**Given data**
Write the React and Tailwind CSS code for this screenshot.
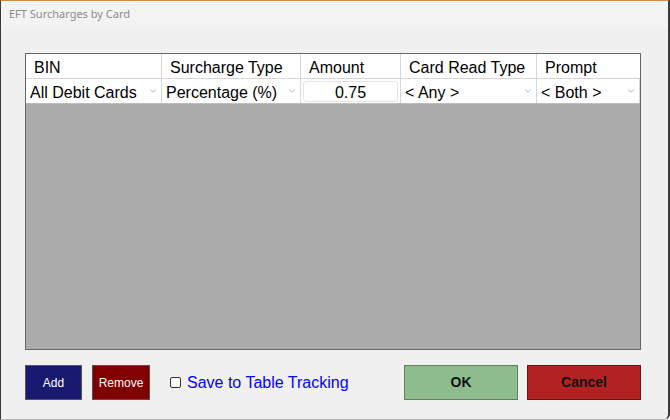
import { ChevronDown } from "lucide-react";

const columns = [
  { label: "BIN", width: "w-[136px]" },
  { label: "Surcharge Type", width: "w-[139px]" },
  { label: "Amount", width: "w-[100px]" },
  { label: "Card Read Type", width: "w-[136px]" },
  { label: "Prompt", width: "flex-1" },
];

function Combo({ value, width }) {
  return (
    <div className={`${width} h-full flex items-center bg-white border-r border-[#d6d6d6] pl-[4px] pr-[3px]`}>
      <span className="flex-1 truncate pt-[3px]">{value}</span>
      <ChevronDown className="w-[10px] h-[10px] text-[#8a8a8a]" strokeWidth={1.5} />
    </div>
  );
}

export default function App() {
  return (
    <div className="w-[670px] h-[420px] bg-[#f0f0f0] flex flex-col border-l border-r-2 border-[#3a3a3a] border-t border-t-[#d08a4a] border-b border-b-[#b0b0b0] rounded-br-[6px] overflow-hidden font-['Liberation_Sans',Arial,sans-serif] text-[16px] text-black">
      <div className="h-[26px] bg-[#f3f3f3] pl-[8px] flex items-center text-[11px] text-[#8c8c8c] font-['Noto_Sans',sans-serif]">
        EFT Surcharges by Card
      </div>

      <div className="flex-1 flex flex-col pl-[24px] pr-[27px] pt-[26px]">
        <div className="h-[297px] border border-[#666] flex flex-col bg-[#ababab]">
          <div className="h-[25px] flex bg-white border-b border-[#d6d6d6]">
            {columns.map((c) => (
              <div key={c.label} className={`${c.width} flex items-center pl-[8px] pt-[3px] border-r border-[#d6d6d6] last:border-r-0`}>
                {c.label}
              </div>
            ))}
          </div>
          <div className="h-[25px] flex bg-white border-b border-[#bdbdbd]">
            <Combo value="All Debit Cards" width="w-[136px]" />
            <Combo value="Percentage (%)" width="w-[139px]" />
            <div className="w-[100px] h-full flex items-center px-[2px] border-r border-[#d6d6d6]">
              <div className="w-full h-[21px] border border-[#e3e3e3] rounded-[3px] flex items-center justify-center pt-[3px]">
                0.75
              </div>
            </div>
            <Combo value="< Any >" width="w-[136px]" />
            <Combo value="< Both >" width="flex-1" />
          </div>
        </div>

        <div className="flex items-center mt-[15px] h-[35px]">
          <button className="w-[57px] h-full bg-[#191970] border border-[#555] text-white text-[12px]">
            Add
          </button>
          <button className="ml-[10px] w-[58px] h-full bg-[#800000] border border-[#555] text-white text-[12px]">
            Remove
          </button>
          <label className="ml-[20px] flex items-center gap-[6px] text-[#0000ff]">
            <span className="w-[11px] h-[11px] border border-[#333] rounded-[2px] bg-white" />
            Save to Table Tracking
          </label>
          <button className="ml-auto w-[114px] h-full bg-[#8fbc8f] border border-[#5e7e5e] font-bold text-[14px] text-[#111]">
            OK
          </button>
          <button className="ml-[9px] w-[114px] h-full bg-[#b22222] border border-[#6a1414] font-bold text-[14px] text-[#111]">
            Cancel
          </button>
        </div>
      </div>
    </div>
  );
}
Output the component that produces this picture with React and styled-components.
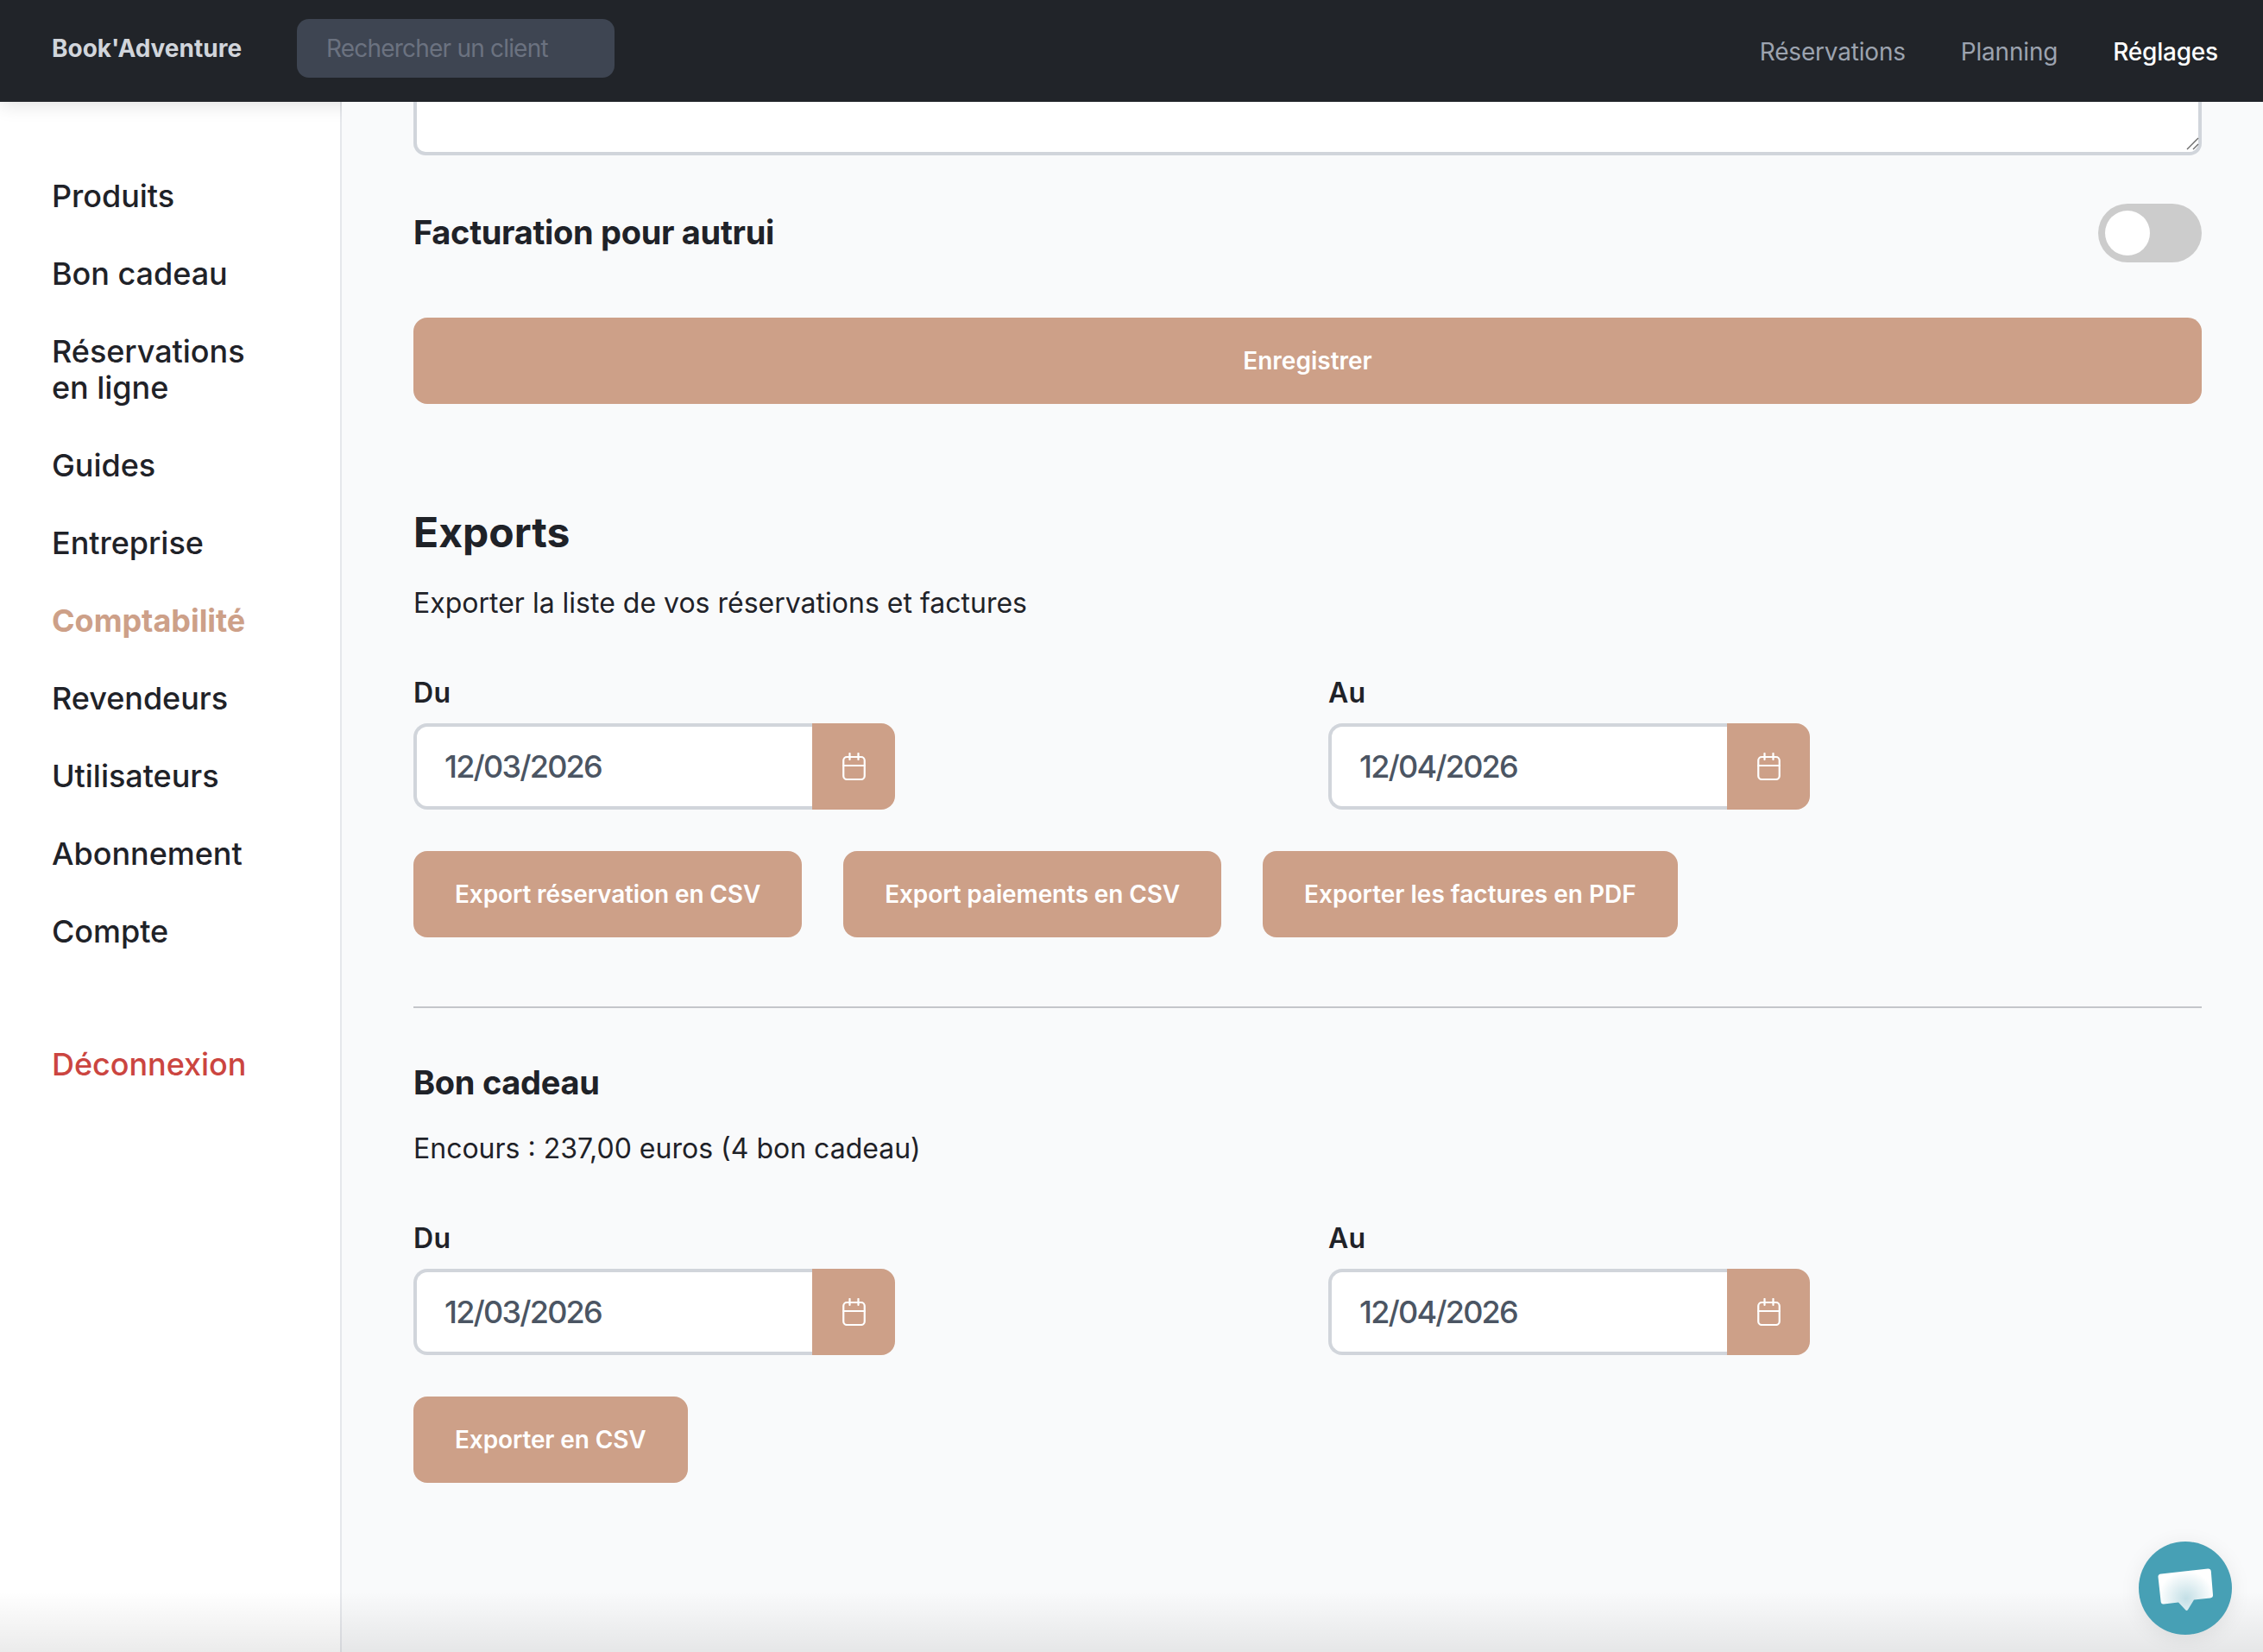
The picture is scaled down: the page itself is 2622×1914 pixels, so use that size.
import React from "react";
import styled, { createGlobalStyle } from "styled-components";

const GlobalStyle = createGlobalStyle`
  html, body {
    margin: 0;
    height: 100%;
    overflow: hidden;
    background: #f9fafb;
  }
  * { box-sizing: border-box; }
  body {
    font-family: Inter, "Noto Sans", sans-serif;
    color: #1f2228;
  }
`;

const ACCENT = "#cda088";

const menu = [
  { label: "Produits" },
  { label: "Bon cadeau" },
  { label: "Réservations en ligne" },
  { label: "Guides" },
  { label: "Entreprise" },
  { label: "Comptabilité", active: true },
  { label: "Revendeurs" },
  { label: "Utilisateurs" },
  { label: "Abonnement" },
  { label: "Compte" },
];

const CalendarIcon = () => (
  <svg width="27" height="32" viewBox="0 0 27 32" fill="none" stroke="#fff" strokeWidth="2.2" strokeLinecap="round">
    <rect x="1.25" y="5" width="24.5" height="26" rx="4" />
    <path d="M8.5 1v7M18.5 1v7M1.25 15h24.5" />
  </svg>
);

const DateField = ({ label, value }) => (
  <div>
    <FieldLabel>{label}</FieldLabel>
    <DateBox>
      <DateInput defaultValue={value} />
      <DateButton type="button">
        <CalendarIcon />
      </DateButton>
    </DateBox>
  </div>
);

const App = () => {
  return (
    <Page>
      <GlobalStyle />
      <TopBar>
        <Brand>Book'Adventure</Brand>
        <Search placeholder="Rechercher un client" />
        <TopLinks>
          <TopLink>Réservations</TopLink>
          <TopLink>Planning</TopLink>
          <TopLink $current>Réglages</TopLink>
        </TopLinks>
      </TopBar>

      <Body>
        <Sidebar>
          {menu.map((item) => (
            <MenuItem key={item.label} $active={item.active}>
              {item.label}
            </MenuItem>
          ))}
          <Logout>Déconnexion</Logout>
        </Sidebar>

        <Main>
          <NotesWrap>
            <Notes />
            <Grip width="15" height="15" viewBox="0 0 15 15" stroke="#6b6b6b" strokeWidth="1.4">
              <path d="M1 14L14 1M8 14L14 8" />
            </Grip>
          </NotesWrap>

          <SwitchRow>
            <SwitchLabel>Facturation pour autrui</SwitchLabel>
            <Switch />
          </SwitchRow>

          <SaveButton>Enregistrer</SaveButton>

          <Heading>Exports</Heading>
          <Text>Exporter la liste de vos réservations et factures</Text>
          <DateGrid>
            <DateField label="Du" value="12/03/2026" />
            <DateField label="Au" value="12/04/2026" />
          </DateGrid>
          <Actions>
            <ActionButton>Export réservation en CSV</ActionButton>
            <ActionButton>Export paiements en CSV</ActionButton>
            <ActionButton $loose>Exporter les factures en PDF</ActionButton>
          </Actions>

          <Divider />

          <SubHeading>Bon cadeau</SubHeading>
          <Text>Encours : 237,00 euros (4 bon cadeau)</Text>
          <DateGrid>
            <DateField label="Du" value="12/03/2026" />
            <DateField label="Au" value="12/04/2026" />
          </DateGrid>
          <Actions>
            <ActionButton>Exporter en CSV</ActionButton>
          </Actions>
        </Main>
      </Body>

      <BottomFade />

      <ChatBubble>
        <svg width="66" height="54" viewBox="0 0 66 54">
          <defs>
            <radialGradient id="bubbleFill" gradientUnits="userSpaceOnUse" cx="34" cy="36" r="32">
              <stop offset="0" stopColor="#c3dfe6" />
              <stop offset="1" stopColor="#ffffff" />
            </radialGradient>
          </defs>
          <path
            d="M5 7.5L59 1.5Q62.5 1.2 62.8 4.5L65 32Q65.2 35 62 35.5L43 37.5L36 49Q34.5 51 33 49L25 40.5L8 42.5Q5 42.9 4.6 39.5L1.5 11Q1.2 8 5 7.5Z"
            fill="url(#bubbleFill)"
          />
        </svg>
      </ChatBubble>
    </Page>
  );
};

export default App;

const Page = styled.div`
  position: relative;
  width: 2622px;
  height: 1914px;
  overflow: hidden;
`;

const TopBar = styled.header`
  position: relative;
  z-index: 1;
  display: flex;
  align-items: center;
  height: 118px;
  padding: 0 52px 0 60px;
  background: #212429;
  box-shadow: 0 4px 20px rgba(0, 0, 0, 0.12);
`;

const Brand = styled.div`
  width: 284px;
  margin-top: -6px;
  font-size: 28px;
  font-weight: 700;
  color: #d1d5db;
`;

const Search = styled.input`
  width: 368px;
  height: 68px;
  margin-top: -6px;
  padding: 0 34px;
  border: none;
  border-radius: 14px;
  background: #3e4552;
  font-family: inherit;
  font-size: 28px;
  letter-spacing: -0.8px;
  color: #d1d5db;
  &::placeholder {
    color: #6b7280;
    opacity: 1;
  }
`;

const TopLinks = styled.nav`
  display: flex;
  gap: 64px;
  margin-top: 1px;
  margin-left: auto;
`;

const TopLink = styled.a`
  font-size: 28px;
  letter-spacing: -0.2px;
  font-weight: ${(p) => (p.$current ? 500 : 400)};
  color: ${(p) => (p.$current ? "#ffffff" : "#9ca3af")};
`;

const Body = styled.div`
  display: flex;
  height: 1796px;
`;

const Sidebar = styled.aside`
  flex: 0 0 396px;
  padding: 88px 70px 0 60px;
  background: #ffffff;
  border-right: 2px solid #e5e7eb;
`;

const MenuItem = styled.div`
  margin-bottom: 48px;
  font-size: 36px;
  line-height: 42px;
  letter-spacing: -0.04px;
  font-weight: ${(p) => (p.$active ? 700 : 500)};
  color: ${(p) => (p.$active ? ACCENT : "#1f2228")};
`;

const Logout = styled(MenuItem)`
  margin-top: 112px;
  color: #cb4540;
`;

const Main = styled.main`
  position: relative;
  z-index: 2;
  flex: 1;
  padding: 0 71px 0 83px;
  background: #f9fafb;
`;

const NotesWrap = styled.div`
  position: relative;
  height: 62px;
`;

const Notes = styled.textarea`
  display: block;
  width: 100%;
  height: 100%;
  border: 4px solid #d1d5db;
  border-top: none;
  border-radius: 0 0 14px 14px;
  background: #ffffff;
  resize: none;
`;

const Grip = styled.svg`
  position: absolute;
  right: 3px;
  bottom: 6px;
`;

const SwitchRow = styled.div`
  display: flex;
  align-items: center;
  justify-content: space-between;
  margin-top: 56px;
  height: 68px;
`;

const SwitchLabel = styled.div`
  margin-top: -2px;
  font-size: 38px;
  font-weight: 700;
  letter-spacing: -0.32px;
`;

const Switch = styled.div`
  position: relative;
  width: 120px;
  height: 68px;
  border-radius: 34px;
  background: #cccccc;
  &::before {
    content: "";
    position: absolute;
    left: 8px;
    top: 8px;
    width: 52px;
    height: 52px;
    border-radius: 50%;
    background: #ffffff;
  }
`;

const PrimaryButton = styled.button`
  height: 100px;
  border: none;
  border-radius: 16px;
  background: ${ACCENT};
  font-family: inherit;
  font-size: 28px;
  font-weight: 600;
  letter-spacing: -0.12px;
  color: #ffffff;
`;

const SaveButton = styled(PrimaryButton)`
  display: block;
  width: 100%;
  margin-top: 64px;
  letter-spacing: 0;
`;

const Heading = styled.h2`
  margin: 116px 0 0;
  font-size: 48px;
  line-height: 66px;
  font-weight: 700;
`;

const SubHeading = styled.h3`
  margin: 61px 0 27px;
  font-size: 38px;
  line-height: 50px;
  font-weight: 700;
  letter-spacing: -0.3px;
`;

const Text = styled.p`
  margin: 24px 0 0;
  font-size: 32px;
  line-height: 50px;
  font-weight: 400;
`;

const DateGrid = styled.div`
  display: grid;
  grid-template-columns: 1fr 1fr;
  gap: 48px;
  margin-top: 59px;
`;

const FieldLabel = styled.div`
  margin-bottom: 15px;
  font-size: 32px;
  line-height: 40px;
  font-weight: 600;
  letter-spacing: 0.3px;
`;

const DateBox = styled.div`
  display: flex;
  width: 558px;
  height: 100px;
`;

const DateInput = styled.input`
  flex: 1;
  min-width: 0;
  padding: 0 32px;
  border: 4px solid #d1d5db;
  border-right: none;
  border-radius: 16px 0 0 16px;
  background: #ffffff;
  font-family: inherit;
  font-size: 36px;
  font-weight: 450;
  letter-spacing: -1.8px;
  color: #4b5563;
`;

const DateButton = styled.button`
  display: flex;
  align-items: center;
  justify-content: center;
  flex: 0 0 96px;
  padding: 0 0 0 1px;
  border: none;
  border-radius: 0 16px 16px 0;
  background: ${ACCENT};
`;

const Actions = styled.div`
  display: flex;
  gap: 48px;
  margin-top: 48px;
`;

const ActionButton = styled(PrimaryButton)`
  padding: 0 48px;
  ${(p) => p.$loose && "letter-spacing: 0.01px;"}
`;

const Divider = styled.hr`
  height: 2px;
  margin: 80px 0 0;
  border: none;
  background: #c4c6ca;
`;

const BottomFade = styled.div`
  position: absolute;
  left: 0;
  right: 0;
  bottom: 0;
  z-index: 3;
  height: 70px;
  background: linear-gradient(to bottom, rgba(0, 0, 0, 0), rgba(0, 0, 0, 0.08));
  pointer-events: none;
`;

const ChatBubble = styled.div`
  position: absolute;
  right: 36px;
  bottom: 20px;
  z-index: 4;
  display: flex;
  align-items: center;
  justify-content: center;
  width: 108px;
  height: 108px;
  padding-top: 5px;
  border-radius: 50%;
  background: #47a0b5;
  box-shadow: 0 4px 24px rgba(0, 0, 0, 0.08);
`;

**Brief**
From the material, report only how many lines include the word "this".

**Full solution**
2